In the dynamic realm of geospatial data collection, LiDAR (Light Detection and Ranging) has emerged as a game changer for terrain mapping. LiDAR's ability to measure distances at scale and speed has allowed us to map terrain in greater 3D accuracy than ever before. Post processing classification of LiDAR points into different feature types continues to open new use cases. Airborne fixed-wing aircraft are still the most common platform for wide area coverage due to stability and efficiency. For airborne LiDAR operators can choose between two prominent LiDAR technologies: Discrete/Linear LiDAR and Full Waveform LiDAR.
So how do these competing LiDAR technologies work?
Linear/Discrete LiDAR works as follows:
Linear LiDAR systems have a laser emitter that sends out short, intense laser pulses of light.
In linear LiDAR systems, a scanning mechanism is used to sweep the laser beam along a linear path. This scanning can be achieved through various methods, such as rotating mirrors.
The emitted laser pulses travel through the air until they encounter an object or a surface. When the laser pulse hits an object, it is reflected back toward the LiDAR sensor. The sensor contains a highly sensitive detector that can measure the time it takes for the laser pulse to travel to the object and return. This time-of-flight measurement is used to calculate the distance between the LiDAR sensor and the object.
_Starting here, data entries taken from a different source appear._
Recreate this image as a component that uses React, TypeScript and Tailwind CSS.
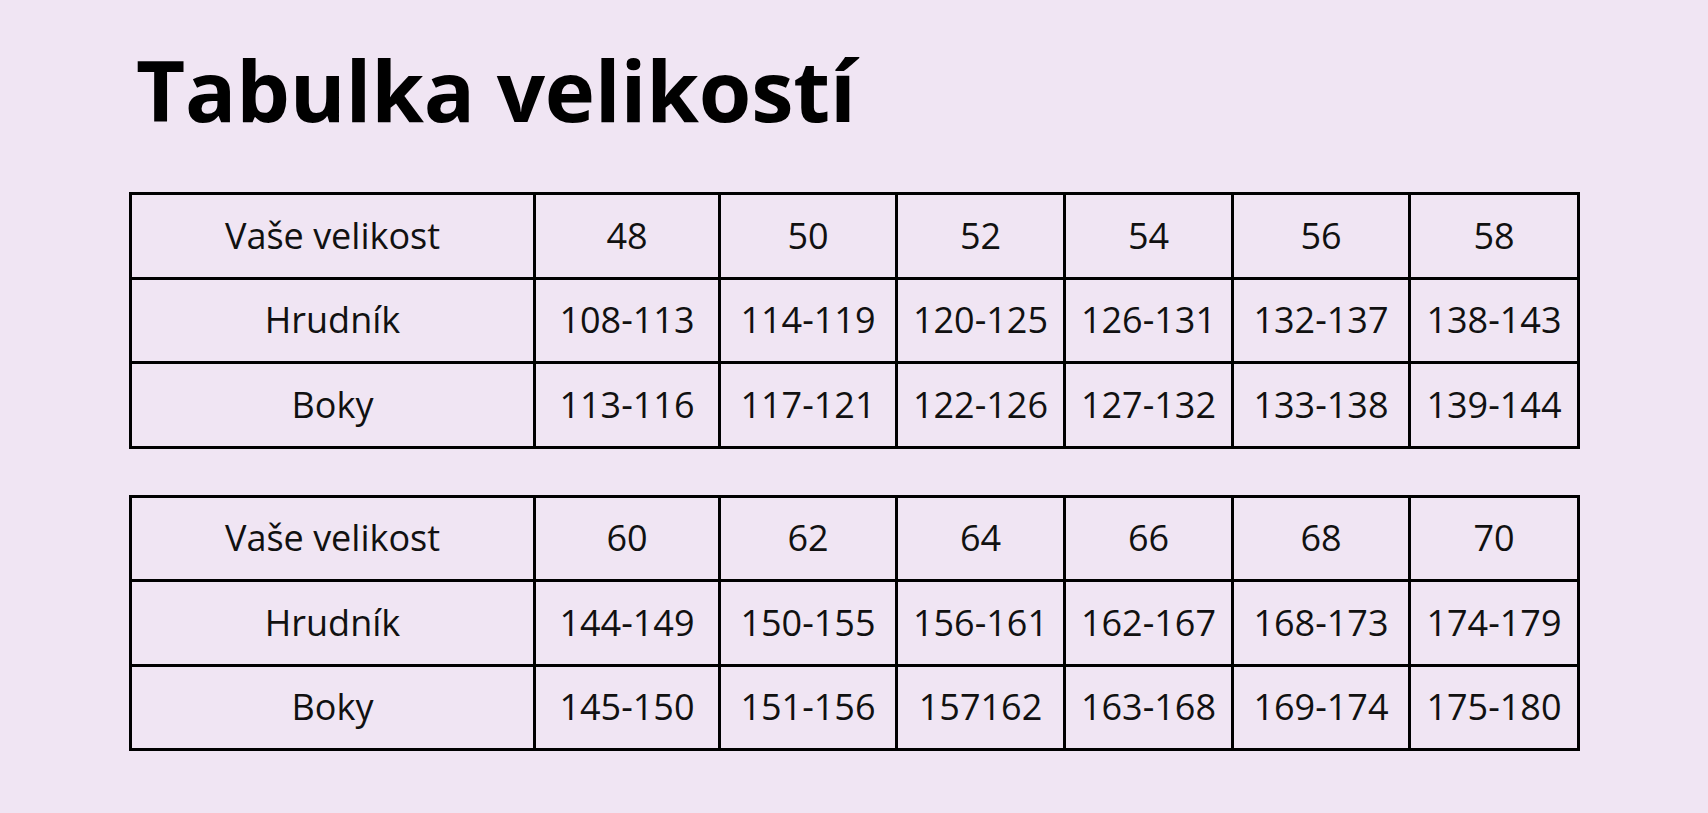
import React from 'react';

type SizeTable = {
  sizes: string[];
  chest: string[];
  hips: string[];
};

const tables: SizeTable[] = [
  {
    sizes: ['48', '50', '52', '54', '56', '58'],
    chest: ['108-113', '114-119', '120-125', '126-131', '132-137', '138-143'],
    hips: ['113-116', '117-121', '122-126', '127-132', '133-138', '139-144'],
  },
  {
    sizes: ['60', '62', '64', '66', '68', '70'],
    chest: ['144-149', '150-155', '156-161', '162-167', '168-173', '174-179'],
    hips: ['145-150', '151-156', '157162', '163-168', '169-174', '175-180'],
  },
];

const colWidths = ['w-[404px]', 'w-[185px]', 'w-[177px]', 'w-[168px]', 'w-[168px]', 'w-[177px]', 'w-[169px]'];

const Row: React.FC<{ label: string; values: string[] }> = ({ label, values }) => (
  <tr className="h-[84.5px]">
    <td className="border-[3px] border-black text-center">{label}</td>
    {values.map((v, i) => (
      <td key={i} className="border-[3px] border-black text-center">
        {v}
      </td>
    ))}
  </tr>
);

const App: React.FC = () => {
  return (
    <div
      className="min-h-screen bg-[#f0e5f3] px-[129px] pt-[47px] pb-10 text-[#111]"
      style={{ fontFamily: '"Open Sans", "Noto Sans", sans-serif' }}
    >
      <h1 className="ml-[7px] text-[85px] font-bold leading-none tracking-[-0.2px] text-black">
        Tabulka velikostí
      </h1>

      <div className="mt-[60px] flex flex-col gap-[46px]">
        {tables.map((t, idx) => (
          <table key={idx} className="w-[1449px] table-fixed border-collapse text-[36px] leading-none">
            <colgroup>
              {colWidths.map((w, i) => (
                <col key={i} className={w} />
              ))}
            </colgroup>
            <tbody>
              <Row label="Vaše velikost" values={t.sizes} />
              <Row label="Hrudník" values={t.chest} />
              <Row label="Boky" values={t.hips} />
            </tbody>
          </table>
        ))}
      </div>
    </div>
  );
};

export default App;
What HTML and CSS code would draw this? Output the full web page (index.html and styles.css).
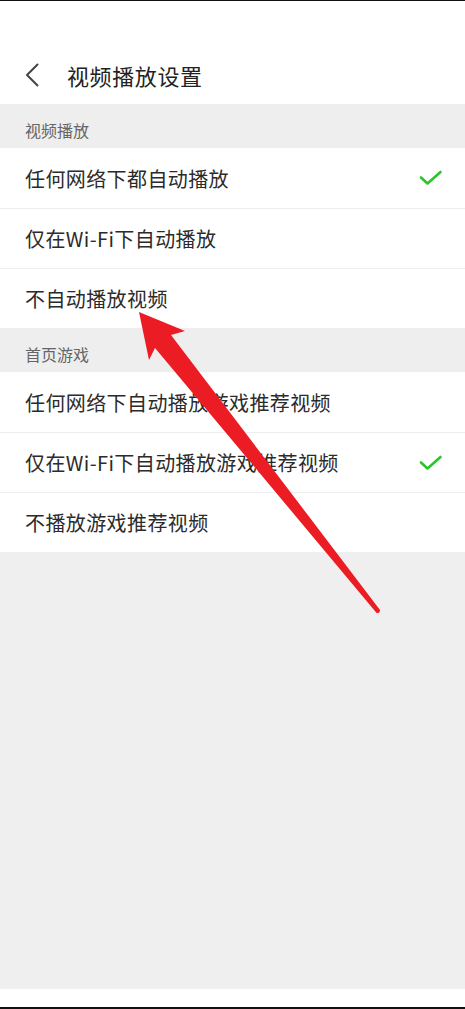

Linear LiDAR systems record measurements for only the discrete returns. These systems only record the highest intensity returns from the laser pulse. Each pulse can record up to 8 returns due to the fragmentation of the pulse as it travels through air.
In summery Linear/Discrete LiDAR uses timed pulses of light to measure distance. To cover the width of a flight run Linear LiDAR uses a mirror to sweep those pulses across the width of the run. These systems only record the discrete returns providing a cleaner point cloud to work with as shown in the image above.
Full Waveform works as follows:
Full waveform LiDAR also emits short pulses of laser light. These systems typically use a combination of beam splitters and lenses, rather than mirrors, to split and shape the laser beam.
When the laser pulses encounter objects or surfaces in the environment, they are partially reflected back towards the LiDAR sensor. The sensor detects the incoming light, and instead of recording just the high intensity discrete returns it records the entire waveform of the reflected laser pulse.
Full waveform LiDAR sensors have a high-speed data acquisition system that captures the incoming waveforms with high temporal resolution. This means that they record many data points within a very short time period, capturing the entire shape of the reflected pulse in detail.
The resulting point cloud as illustrated in the image above will include a spectrum of low to high intensity values. Powerful processing software is required to filter and make this data useable.
In Summery Full Waveform LiDAR emits pulses of light split into multiple beams. These sensors record the entire waveform of the reflected laser pulse. This means they record multiple, varying intensity data points from a return rather than just the high intensity discrete returns.
What are the benefits for Linear and Full Waveform LiDAR?
Linear LiDAR Benefits:
High Accuracy: Linear LiDAR provides precise distance measurements to objects and surfaces, enabling accurate 3D mapping and spatial awareness.
Versatility These systems can be adapted to different applications by adjusting scanning parameters, such as laser power, pulse frequency, scanning range and resolution.
Speed: Linear LiDAR excels in capturing extensive swaths of terrain quickly.
Cost-Effective: Compared to some other LiDAR technologies (e.g., full waveform LiDAR), linear LiDAR systems are often more cost-effective for capture as they can capture wider more regular swaths in varying terrain.
Simplified Data Processing: The data produced by linear LiDAR systems is relatively straightforward to process, especially when compared to the complex waveform data generated by full waveform LiDAR. Meaning it can be quicker to process and deliver to clients.
Full Waveform LiDAR Benefits:
Detailed Data: Full waveform LiDAR captures the entire shape and intensity of the laser pulse's waveform when it is reflected from objects and surfaces. This is especially beneficial for vegetation capture.
Material Identification: The waveform data can be used to differentiate between various materials and surfaces based on their reflective properties.
Classification: The richer dataset from Full waveform LiDAR can improve classification.
Between Linear and Full Waveform LiDAR technologies, there is no definitive winner. The choice between the two hinges on the specific requirements of each project. In reality for most end users it will be hard to distinguish between a classified point cloud from either technologies. It's worth noting that the addition of simultaneous imagery capture adds a wealth of additional data to the capture.
Linear LiDAR is versatile, highly accurate, efficient for large capture, quicker to process and in turn more cost effective for large capture areas. Full Waveform on the other hand records a greater number returns and in turn a richer dataset. This is valuable in situations where the reflective nature of the objects being scanned varies, such as vegetation. Full Waveform can take longer to capture and process making it less efficient.
As the geospatial landscape evolves, these two LiDAR technologies will continue to shape the way we explore, analyze, and understand the world from above.